Gladys Bailey, 52, feels she has cheated death.

Diagnosed with cancer in 2007, her doctors told her she needed to have funeral arrangements made and in writing before they could perform a lifesaving operation.

Her weight was around 300 pounds, her cholesterol was over 600 and her triglycerides were in the thousands.

“I was a walking time bomb,” Bailey said. “I actually died on the operating table and they were able to bring me back.”

Louis Jean’s story doesn’t start so dramatically. He was cruising toward weighing 400 pounds. His blood pressure was high, and he had to have a hip replacement.

Both Bailey and Jean had hit their limits and finally decided to do something.
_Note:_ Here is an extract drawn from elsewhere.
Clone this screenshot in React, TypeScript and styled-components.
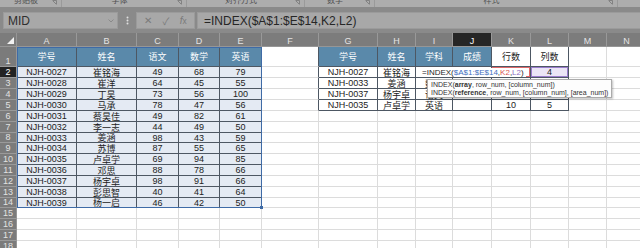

They had tried other plans, and both had been longtime members of the Take off Pounds Sensibly Club.


“I was good at dieting,” said Jean, 70. “But I will never diet again.”

He was good at taking off one to two pounds per week before. After he’d lost some weight, he would walk into a buffet and think he had earned the right to eat to his heart’s content. He would quickly find himself back at square one.

The two, now friends after meeting at a TOPS chapter in Lewiston, decided to make TOPS work for them and they started seriously working on their lifestyles.

“TOPS is teaching me how to do it for life,” Jean said. “It’s simply portion control. Eat a little bit of everything and not a lot of one thing.”

Bailey says she never gave up on TOPS. She’s been a member for 24 years and through it all, her weight has yo-yo’d. She would loose 100 pounds, and gain 60 back. Finally, she took control.

“My whole life has changed,” Bailey said. “Slow and steady is the way to go.”


Because of their achievements in the weight-loss support group, the two were selected to be the TOPS King and Queen for Maine. In their role, they flew to Milwaukee, Wis., and represented the entire state at a countrywide meeting.

“We were treated like royalty,” Jean said with a smile.

They were given crowns, sashes, trophies and achievement pens to keep as mementos of the honor.

“This is the first time I know of that a king and queen are from the same town,” Bailey said, beaming.

The two said their weight loss was not due to dieting or using gimmicks, but because of changing the way they thought about food.

“Think of your body like you would your car,” Bailey recommended. “You wouldn’t mistreat your car, so don’t mistreat your body. Don’t say the word ‘diet,’ but rather think of it as a lifestyle change.”